>> Start LISTED RECORDS

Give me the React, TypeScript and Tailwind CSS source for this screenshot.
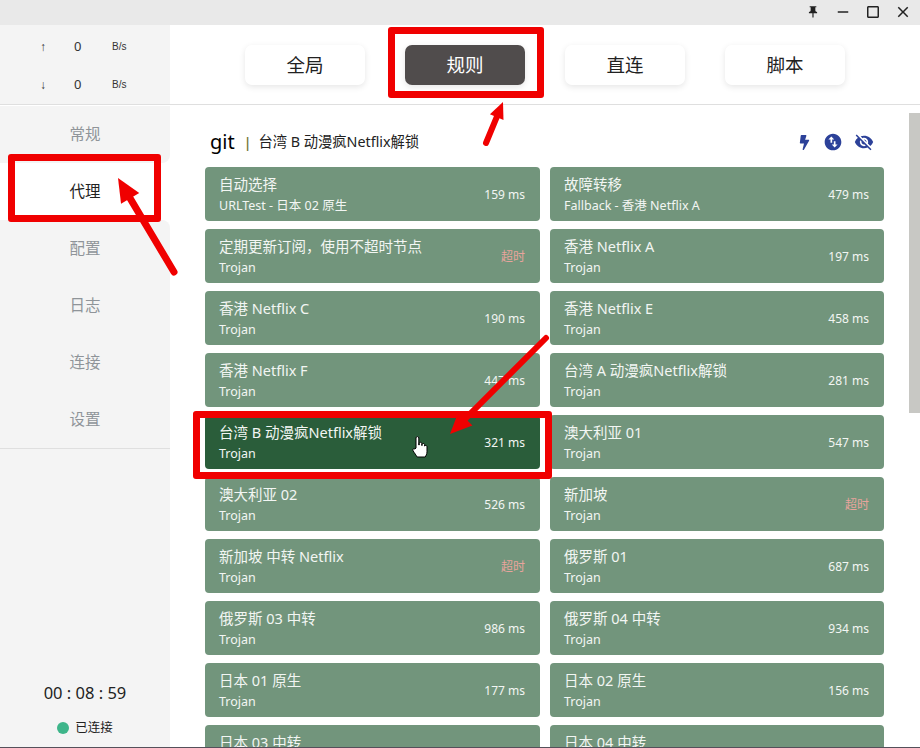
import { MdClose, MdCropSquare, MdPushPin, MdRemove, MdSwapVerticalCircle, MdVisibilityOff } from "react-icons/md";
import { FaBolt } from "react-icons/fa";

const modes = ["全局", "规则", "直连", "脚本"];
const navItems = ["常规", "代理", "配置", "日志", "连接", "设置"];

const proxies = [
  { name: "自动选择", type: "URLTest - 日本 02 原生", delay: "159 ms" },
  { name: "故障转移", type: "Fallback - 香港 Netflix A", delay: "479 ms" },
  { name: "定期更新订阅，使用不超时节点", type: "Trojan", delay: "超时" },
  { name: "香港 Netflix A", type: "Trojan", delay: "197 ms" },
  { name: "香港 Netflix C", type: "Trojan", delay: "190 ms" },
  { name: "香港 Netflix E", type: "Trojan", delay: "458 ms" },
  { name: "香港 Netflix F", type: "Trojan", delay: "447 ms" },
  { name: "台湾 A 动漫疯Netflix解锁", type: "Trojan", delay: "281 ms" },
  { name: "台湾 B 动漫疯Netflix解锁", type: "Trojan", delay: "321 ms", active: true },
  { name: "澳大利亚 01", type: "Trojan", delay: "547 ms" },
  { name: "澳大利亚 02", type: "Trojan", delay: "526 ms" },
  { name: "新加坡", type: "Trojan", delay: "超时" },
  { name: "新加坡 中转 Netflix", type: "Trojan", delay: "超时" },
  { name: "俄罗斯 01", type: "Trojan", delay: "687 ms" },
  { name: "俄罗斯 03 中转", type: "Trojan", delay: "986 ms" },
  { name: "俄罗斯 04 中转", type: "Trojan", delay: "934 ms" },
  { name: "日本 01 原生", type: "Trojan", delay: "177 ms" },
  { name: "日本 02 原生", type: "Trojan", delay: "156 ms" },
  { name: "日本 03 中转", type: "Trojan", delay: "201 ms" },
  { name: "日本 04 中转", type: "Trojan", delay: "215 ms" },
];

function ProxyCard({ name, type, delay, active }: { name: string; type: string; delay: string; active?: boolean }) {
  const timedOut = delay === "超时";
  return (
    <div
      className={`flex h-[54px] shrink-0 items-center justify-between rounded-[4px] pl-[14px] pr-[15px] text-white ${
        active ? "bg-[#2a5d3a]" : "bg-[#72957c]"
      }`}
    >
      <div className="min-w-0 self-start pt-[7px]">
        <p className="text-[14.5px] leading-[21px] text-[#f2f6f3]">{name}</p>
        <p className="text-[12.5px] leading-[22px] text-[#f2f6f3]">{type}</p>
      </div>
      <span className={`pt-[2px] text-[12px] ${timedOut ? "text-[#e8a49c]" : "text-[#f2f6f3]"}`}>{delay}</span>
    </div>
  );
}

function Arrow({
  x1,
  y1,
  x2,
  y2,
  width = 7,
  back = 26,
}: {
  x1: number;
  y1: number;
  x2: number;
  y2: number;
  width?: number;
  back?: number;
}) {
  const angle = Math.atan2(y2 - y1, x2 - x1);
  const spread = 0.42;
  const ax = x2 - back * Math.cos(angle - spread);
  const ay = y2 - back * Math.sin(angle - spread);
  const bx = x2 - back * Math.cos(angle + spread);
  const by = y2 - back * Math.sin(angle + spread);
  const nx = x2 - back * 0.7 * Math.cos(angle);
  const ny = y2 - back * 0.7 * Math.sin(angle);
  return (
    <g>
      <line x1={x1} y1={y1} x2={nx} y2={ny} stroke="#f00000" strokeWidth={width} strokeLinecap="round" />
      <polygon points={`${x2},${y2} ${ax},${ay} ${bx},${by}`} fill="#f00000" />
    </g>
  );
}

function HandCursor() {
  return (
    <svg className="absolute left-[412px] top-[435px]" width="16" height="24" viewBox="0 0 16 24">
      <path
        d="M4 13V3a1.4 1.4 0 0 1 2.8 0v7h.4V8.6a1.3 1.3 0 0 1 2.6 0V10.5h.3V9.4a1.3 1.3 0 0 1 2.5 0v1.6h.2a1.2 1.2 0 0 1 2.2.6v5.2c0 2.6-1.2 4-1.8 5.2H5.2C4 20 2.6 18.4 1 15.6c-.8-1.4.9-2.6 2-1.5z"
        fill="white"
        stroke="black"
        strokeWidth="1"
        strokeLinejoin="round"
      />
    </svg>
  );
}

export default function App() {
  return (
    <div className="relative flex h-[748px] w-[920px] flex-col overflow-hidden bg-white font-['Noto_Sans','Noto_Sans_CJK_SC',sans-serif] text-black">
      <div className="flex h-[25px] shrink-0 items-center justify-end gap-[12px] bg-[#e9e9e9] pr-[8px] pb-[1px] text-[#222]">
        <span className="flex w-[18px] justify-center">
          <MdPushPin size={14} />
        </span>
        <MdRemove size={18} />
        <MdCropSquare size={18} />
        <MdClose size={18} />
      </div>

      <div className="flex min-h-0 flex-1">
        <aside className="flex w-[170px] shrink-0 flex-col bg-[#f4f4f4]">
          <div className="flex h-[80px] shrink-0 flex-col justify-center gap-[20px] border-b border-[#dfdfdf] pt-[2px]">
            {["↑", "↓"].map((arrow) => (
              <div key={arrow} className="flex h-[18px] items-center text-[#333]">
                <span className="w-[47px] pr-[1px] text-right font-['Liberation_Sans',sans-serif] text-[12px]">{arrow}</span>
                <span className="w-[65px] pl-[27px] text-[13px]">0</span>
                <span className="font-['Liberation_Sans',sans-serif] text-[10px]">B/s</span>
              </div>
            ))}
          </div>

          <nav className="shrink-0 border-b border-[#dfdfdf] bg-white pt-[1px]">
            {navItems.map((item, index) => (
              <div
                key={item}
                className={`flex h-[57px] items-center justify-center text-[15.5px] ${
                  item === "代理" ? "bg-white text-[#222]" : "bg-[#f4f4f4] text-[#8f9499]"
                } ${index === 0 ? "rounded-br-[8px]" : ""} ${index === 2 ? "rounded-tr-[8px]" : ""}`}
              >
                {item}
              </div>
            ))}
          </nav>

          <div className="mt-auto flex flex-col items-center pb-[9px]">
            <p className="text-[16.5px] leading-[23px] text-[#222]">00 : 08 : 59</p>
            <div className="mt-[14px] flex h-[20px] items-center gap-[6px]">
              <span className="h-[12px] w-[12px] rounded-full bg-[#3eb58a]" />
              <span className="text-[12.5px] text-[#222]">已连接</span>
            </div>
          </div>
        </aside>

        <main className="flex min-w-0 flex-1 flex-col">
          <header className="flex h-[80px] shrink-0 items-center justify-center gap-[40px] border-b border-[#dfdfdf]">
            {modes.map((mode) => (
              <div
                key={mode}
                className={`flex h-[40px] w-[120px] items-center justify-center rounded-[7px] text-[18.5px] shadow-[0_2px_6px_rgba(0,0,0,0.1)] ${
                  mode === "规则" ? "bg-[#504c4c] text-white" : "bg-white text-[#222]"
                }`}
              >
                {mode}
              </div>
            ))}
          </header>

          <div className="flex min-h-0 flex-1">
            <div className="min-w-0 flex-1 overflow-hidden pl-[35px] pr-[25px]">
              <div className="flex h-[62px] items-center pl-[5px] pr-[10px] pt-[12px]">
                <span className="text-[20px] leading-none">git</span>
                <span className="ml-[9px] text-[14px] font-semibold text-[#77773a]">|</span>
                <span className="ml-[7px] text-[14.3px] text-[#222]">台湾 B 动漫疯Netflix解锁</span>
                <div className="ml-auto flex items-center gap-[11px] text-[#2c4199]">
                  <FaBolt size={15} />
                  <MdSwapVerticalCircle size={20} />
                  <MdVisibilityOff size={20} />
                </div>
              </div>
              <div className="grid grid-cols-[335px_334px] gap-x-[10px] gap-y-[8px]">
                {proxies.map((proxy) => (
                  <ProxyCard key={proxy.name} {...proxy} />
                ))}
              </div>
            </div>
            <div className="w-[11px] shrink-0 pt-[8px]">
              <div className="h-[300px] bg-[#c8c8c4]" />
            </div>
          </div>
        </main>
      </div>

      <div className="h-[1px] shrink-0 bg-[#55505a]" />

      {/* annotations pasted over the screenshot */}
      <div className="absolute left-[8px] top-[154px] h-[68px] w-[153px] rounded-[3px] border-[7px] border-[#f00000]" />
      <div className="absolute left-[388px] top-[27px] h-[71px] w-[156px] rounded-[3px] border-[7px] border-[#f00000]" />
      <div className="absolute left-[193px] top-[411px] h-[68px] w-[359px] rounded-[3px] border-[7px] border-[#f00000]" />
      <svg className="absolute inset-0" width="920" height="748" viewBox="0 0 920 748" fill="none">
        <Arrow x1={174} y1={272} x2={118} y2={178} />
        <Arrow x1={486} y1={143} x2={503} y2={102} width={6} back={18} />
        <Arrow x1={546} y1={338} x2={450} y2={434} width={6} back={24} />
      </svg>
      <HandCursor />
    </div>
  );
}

>> End LISTED RECORDS
>> Start LISTED RECORDS

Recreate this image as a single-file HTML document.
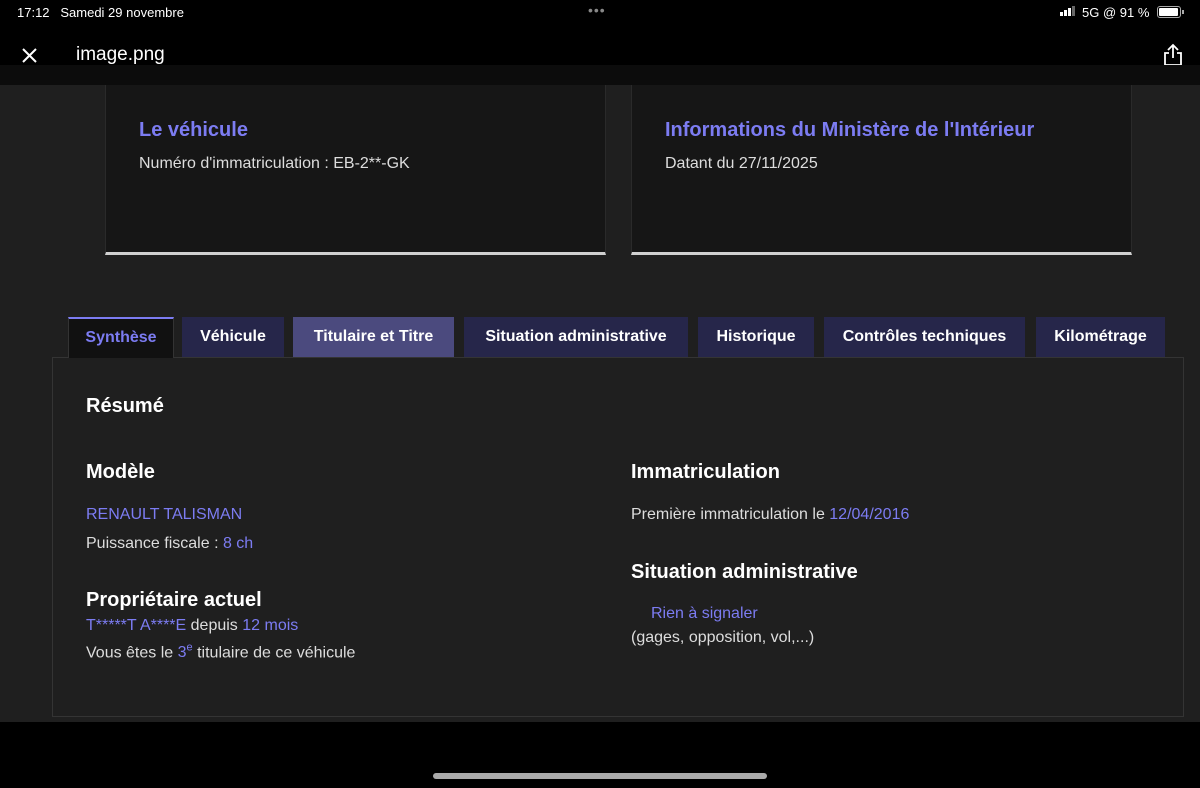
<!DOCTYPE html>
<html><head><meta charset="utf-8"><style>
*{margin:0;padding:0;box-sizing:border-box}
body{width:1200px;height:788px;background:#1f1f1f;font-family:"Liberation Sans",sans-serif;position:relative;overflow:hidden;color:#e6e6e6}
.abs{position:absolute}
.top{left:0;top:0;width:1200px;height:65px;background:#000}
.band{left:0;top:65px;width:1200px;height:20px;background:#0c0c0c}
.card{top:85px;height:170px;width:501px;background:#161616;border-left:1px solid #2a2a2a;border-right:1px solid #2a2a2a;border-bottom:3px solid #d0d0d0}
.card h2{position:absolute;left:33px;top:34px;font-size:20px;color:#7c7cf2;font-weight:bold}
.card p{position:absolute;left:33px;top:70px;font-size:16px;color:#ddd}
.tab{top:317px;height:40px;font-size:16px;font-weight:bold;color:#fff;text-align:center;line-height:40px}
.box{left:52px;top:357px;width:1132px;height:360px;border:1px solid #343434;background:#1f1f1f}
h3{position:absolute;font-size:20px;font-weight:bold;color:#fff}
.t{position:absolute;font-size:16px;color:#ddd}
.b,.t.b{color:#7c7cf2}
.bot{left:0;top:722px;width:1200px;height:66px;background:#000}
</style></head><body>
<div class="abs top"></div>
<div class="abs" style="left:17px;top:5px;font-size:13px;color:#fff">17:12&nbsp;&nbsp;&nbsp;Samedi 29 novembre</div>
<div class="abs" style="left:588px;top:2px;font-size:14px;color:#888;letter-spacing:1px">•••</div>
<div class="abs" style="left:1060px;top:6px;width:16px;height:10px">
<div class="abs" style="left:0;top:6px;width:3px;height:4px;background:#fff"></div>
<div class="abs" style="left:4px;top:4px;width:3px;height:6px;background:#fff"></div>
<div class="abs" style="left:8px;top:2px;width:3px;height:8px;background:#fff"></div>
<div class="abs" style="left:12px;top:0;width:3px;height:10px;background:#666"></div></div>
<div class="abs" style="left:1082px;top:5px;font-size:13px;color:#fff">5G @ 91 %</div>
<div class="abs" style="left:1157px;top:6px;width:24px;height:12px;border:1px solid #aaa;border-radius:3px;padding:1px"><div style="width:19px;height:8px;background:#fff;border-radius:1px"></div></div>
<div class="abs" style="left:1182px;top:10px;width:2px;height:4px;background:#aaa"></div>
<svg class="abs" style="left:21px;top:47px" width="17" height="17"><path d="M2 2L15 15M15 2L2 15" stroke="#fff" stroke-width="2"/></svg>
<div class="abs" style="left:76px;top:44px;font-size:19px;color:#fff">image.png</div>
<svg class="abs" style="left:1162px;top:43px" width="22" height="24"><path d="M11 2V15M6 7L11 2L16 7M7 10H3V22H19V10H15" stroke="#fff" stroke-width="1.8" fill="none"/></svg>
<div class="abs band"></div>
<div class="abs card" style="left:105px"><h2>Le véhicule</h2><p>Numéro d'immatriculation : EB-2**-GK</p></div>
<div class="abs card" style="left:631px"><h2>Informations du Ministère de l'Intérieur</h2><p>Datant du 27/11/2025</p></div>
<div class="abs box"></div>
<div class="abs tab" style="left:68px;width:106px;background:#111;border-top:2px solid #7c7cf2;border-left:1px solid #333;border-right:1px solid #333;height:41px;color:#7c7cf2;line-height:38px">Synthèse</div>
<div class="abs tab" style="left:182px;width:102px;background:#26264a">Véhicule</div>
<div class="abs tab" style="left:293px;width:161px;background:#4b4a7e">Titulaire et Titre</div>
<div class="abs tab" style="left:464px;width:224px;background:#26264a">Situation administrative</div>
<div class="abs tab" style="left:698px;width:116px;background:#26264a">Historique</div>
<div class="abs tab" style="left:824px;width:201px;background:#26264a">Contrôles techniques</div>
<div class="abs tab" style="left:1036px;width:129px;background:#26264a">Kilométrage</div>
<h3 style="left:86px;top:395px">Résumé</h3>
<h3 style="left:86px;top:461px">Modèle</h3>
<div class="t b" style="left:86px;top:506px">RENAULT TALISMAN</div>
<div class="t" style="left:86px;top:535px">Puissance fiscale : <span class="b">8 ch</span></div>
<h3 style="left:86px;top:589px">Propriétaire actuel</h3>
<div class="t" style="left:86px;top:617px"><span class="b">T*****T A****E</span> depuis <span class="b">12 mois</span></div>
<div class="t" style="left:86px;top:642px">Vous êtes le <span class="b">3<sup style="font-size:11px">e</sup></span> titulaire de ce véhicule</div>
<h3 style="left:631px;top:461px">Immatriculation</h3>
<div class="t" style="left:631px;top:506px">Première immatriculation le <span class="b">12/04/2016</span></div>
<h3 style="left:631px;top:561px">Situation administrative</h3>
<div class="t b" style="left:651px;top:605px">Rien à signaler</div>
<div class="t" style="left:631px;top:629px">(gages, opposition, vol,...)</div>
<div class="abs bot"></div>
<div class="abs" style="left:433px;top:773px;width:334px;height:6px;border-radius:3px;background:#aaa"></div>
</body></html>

>> End LISTED RECORDS
>> Start LISTED RECORDS

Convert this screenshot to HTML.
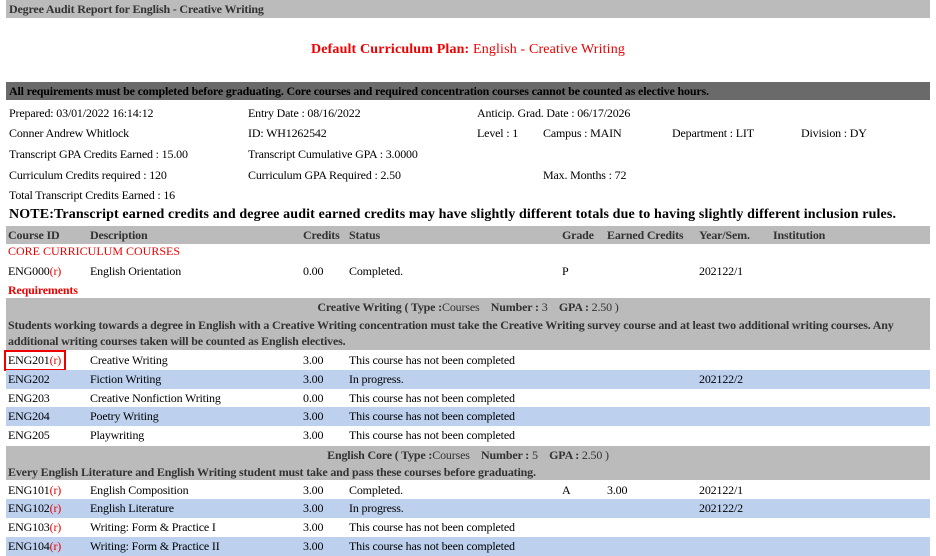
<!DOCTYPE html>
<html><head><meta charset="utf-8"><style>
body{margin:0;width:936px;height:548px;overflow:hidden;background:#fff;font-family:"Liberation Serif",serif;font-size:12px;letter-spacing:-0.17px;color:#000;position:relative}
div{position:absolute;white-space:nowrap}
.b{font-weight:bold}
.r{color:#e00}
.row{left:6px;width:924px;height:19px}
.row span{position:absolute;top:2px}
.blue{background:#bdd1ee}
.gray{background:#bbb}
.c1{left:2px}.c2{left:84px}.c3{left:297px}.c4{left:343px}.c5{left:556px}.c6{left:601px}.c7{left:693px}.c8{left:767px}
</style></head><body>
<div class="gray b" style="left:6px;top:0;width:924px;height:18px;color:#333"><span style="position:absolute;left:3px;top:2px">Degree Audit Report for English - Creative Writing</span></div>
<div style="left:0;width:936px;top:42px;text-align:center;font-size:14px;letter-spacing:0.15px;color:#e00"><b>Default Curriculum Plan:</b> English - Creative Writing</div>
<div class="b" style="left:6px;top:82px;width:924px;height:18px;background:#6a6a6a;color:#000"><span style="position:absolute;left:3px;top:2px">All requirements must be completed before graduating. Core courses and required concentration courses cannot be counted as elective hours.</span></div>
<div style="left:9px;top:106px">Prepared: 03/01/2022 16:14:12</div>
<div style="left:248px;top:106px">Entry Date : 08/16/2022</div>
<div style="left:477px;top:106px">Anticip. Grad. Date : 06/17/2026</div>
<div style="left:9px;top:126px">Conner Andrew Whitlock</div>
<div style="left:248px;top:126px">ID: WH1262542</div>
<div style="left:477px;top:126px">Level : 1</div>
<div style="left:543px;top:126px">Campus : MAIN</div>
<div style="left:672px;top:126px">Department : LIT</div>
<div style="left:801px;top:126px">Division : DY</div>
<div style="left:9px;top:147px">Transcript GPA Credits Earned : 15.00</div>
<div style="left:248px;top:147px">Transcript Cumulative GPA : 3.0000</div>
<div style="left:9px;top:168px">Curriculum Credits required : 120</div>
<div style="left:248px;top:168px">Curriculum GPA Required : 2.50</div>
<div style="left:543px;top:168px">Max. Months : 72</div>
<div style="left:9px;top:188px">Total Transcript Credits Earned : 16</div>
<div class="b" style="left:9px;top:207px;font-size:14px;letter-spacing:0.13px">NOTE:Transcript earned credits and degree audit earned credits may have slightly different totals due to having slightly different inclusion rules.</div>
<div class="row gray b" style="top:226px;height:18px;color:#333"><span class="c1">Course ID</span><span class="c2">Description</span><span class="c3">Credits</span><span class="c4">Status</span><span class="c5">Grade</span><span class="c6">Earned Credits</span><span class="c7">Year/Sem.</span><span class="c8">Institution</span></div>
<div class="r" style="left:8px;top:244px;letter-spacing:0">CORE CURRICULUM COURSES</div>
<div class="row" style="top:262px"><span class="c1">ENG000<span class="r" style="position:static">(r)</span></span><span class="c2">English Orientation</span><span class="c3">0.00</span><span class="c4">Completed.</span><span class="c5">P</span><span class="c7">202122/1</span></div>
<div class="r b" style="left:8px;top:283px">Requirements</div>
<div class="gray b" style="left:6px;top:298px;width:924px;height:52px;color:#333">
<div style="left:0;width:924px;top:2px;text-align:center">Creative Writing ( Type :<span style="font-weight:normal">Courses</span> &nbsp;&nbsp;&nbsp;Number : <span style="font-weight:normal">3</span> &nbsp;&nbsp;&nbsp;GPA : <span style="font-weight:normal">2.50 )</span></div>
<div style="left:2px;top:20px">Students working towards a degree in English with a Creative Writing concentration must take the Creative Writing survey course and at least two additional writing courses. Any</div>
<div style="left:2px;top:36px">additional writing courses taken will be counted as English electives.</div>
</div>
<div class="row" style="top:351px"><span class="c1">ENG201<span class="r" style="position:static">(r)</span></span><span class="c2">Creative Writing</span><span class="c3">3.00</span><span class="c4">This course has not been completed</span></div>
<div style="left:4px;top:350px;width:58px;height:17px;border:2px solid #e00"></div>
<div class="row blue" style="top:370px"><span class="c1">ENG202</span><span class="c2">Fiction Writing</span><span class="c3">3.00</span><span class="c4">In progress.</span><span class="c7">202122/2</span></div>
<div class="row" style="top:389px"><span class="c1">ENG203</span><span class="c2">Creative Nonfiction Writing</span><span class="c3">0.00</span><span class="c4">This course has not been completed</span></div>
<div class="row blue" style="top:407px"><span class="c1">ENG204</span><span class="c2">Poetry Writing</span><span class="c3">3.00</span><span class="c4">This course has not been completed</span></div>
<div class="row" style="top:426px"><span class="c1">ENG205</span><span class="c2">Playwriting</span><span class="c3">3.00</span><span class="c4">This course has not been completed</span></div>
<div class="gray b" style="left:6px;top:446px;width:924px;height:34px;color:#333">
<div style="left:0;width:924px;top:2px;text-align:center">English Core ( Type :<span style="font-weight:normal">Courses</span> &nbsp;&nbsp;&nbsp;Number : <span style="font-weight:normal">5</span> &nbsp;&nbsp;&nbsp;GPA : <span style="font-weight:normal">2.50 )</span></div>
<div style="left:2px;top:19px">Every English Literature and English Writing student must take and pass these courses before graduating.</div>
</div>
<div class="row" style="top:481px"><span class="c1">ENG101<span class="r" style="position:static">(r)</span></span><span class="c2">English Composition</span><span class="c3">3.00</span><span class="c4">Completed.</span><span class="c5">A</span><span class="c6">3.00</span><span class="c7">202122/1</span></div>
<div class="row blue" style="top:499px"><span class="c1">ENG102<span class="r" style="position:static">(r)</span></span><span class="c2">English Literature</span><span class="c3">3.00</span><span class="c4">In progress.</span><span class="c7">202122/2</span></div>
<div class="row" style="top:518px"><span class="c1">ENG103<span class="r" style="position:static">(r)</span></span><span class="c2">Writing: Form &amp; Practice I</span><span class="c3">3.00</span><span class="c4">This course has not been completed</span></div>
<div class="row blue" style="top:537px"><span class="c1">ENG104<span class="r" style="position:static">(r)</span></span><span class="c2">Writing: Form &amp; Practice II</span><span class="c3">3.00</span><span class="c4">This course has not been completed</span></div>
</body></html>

>> End LISTED RECORDS

_REQUIREMENTS_
Go through the listing above and return every line where the word "image" occurs.

_SOLUTION_
Recreate this image as a single-file HTML document.
<div class="abs" style="left:76px;top:44px;font-size:19px;color:#fff">image.png</div>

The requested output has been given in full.